Adoptive immunotherapy involves injecting antitumor-programmed immune cells into the patient. New directions are pointing to tumor lysate-pulsed dendritic cells [5, 12] or the generation of cell lines expressing non autologous HLA-DR, which will trigger an immune response when administered to the patient [5]. The use of chimeric antigen receptor (CAR)-T cells reported promising results and procured Treg depletion in cell culture and mouse models [13]. Further advances, including engineering CAR-T cells to produce appropriate cytokines or suicide cassettes to limit toxicity, are in development [5].

The failure of immunotherapy in PCa may be partly due to the exclusion of T cells by cancer-associated fibroblasts (CAF) and the impaired drug delivery caused by increased hydrostatic pressure and the poor vascularization in the highly fibrotic pancreatic stroma [14]. Exploiting the stroma to improve T cell recruitment and chemotherapeutic drug delivery is therefore an attractive therapeutic target. Systemic administration of the modified hyaluronidase molecule PEGPH20 reduced tumoral hyaluronic content and vascular collapse in mice with PCa [10, 15]. This promising preclinical data led to clinical trials in which PEGPH20 is combined with ICIs that are currently recruiting patients. Targeting the fibrotic stroma is, however, at least controversial. A clinical trial of an inhibitor of the sonic Hedgehog signalling, a key regulator of tumor-stromal interactions, was stopped early because of an increased rate of progressive disease in the treatment arm [10, 14]. Therefore, it will be important to take into consideration the two-edged nature of the stroma in order to optimally target its components without compromising its protective role.

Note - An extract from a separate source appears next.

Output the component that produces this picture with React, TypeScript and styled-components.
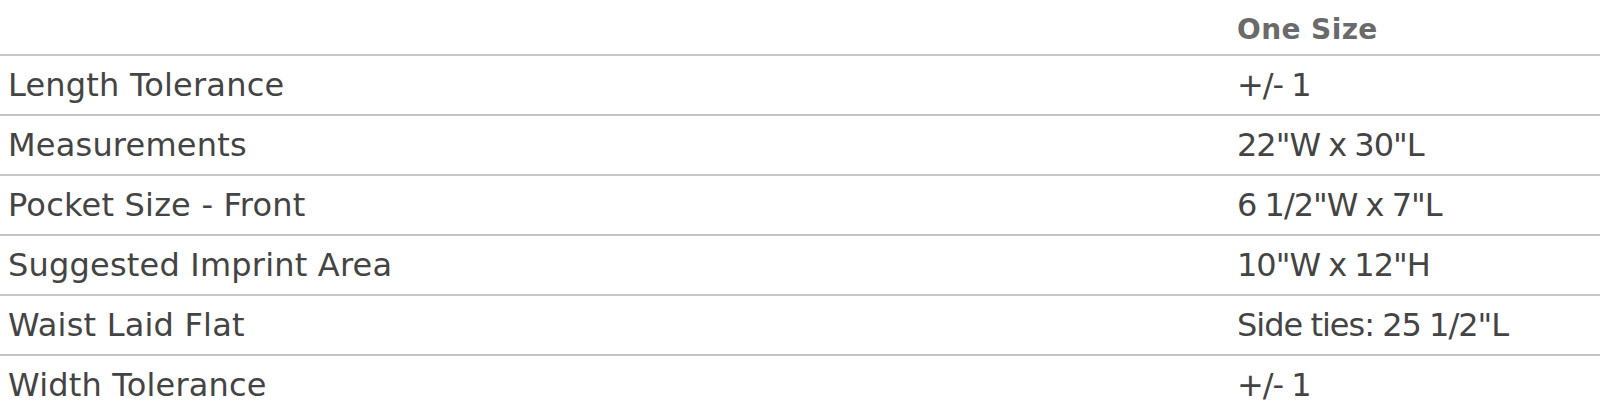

While metabolic plasticity has long been recognized as a hallmark of cancer, we have only recently started to exploit the differences between cancer cell and normal cell metabolism [8]. Metabolic rewiring of PCa cells through oncogenic Kras permits the survival and proliferation in a severely hypoxic and nutrient-deprived microenvironment and presents assorted opportunities for selective targeting [3, 8]. Hydroxychloroquine has reached several clinical trials for PCa patients as a potent inhibitor of autophagy and micropynocitosis by preventing lysosomal degradation [8] showing clinical potential. Further key regulators of tumour metabolism such as pyruvate kinase isoform M2 and lactate transport also play a critical role in the maintenance of intracellular pH and in tumor-stroma interactions and are subjects of preclinical investigations [3]. Interestingly, recent studies demonstrated that fasting cycles enhanced the efficacy of gemcitabine in vitro and in the in vivo murine xenograft model and inhibited PCa growth [1].

Our growing understanding of the PCa biology has led to the development of novel immunotherapies as well as drugs targeting key regulators of the stromal and tumor metabolism. However, the full potential of these agents has been hampered by the presence of therapeutic resistance, resulting from intrinsic compensatory signalling pathways and mutagenic evolution [16]. Only combinations of targeted treatments addressing simultaneously the immunological and stromal component of the TME as well as tumor-promoting metabolic pathways, will be able to circumvent the manifold resistance mechanisms and yield a clinical benefit [16]. The main challenge will be to propose and predict effective combinations. On this matter, novel technologies such as gene-silencing tools and phosphoproteomics are crucial and will enable the identification of synthetic lethal drug combinations and complex compensatory signalling pathways in PCa cells [16]. Due to the presence of the tumor burden serving as an antigen source for T cell priming, neoadjuvant approaches may unleash a more potent antitumoral immune response [17] and seem undoubtedly the appropriate start for future multimodal strategies combining immune therapy with classical chemotherapy.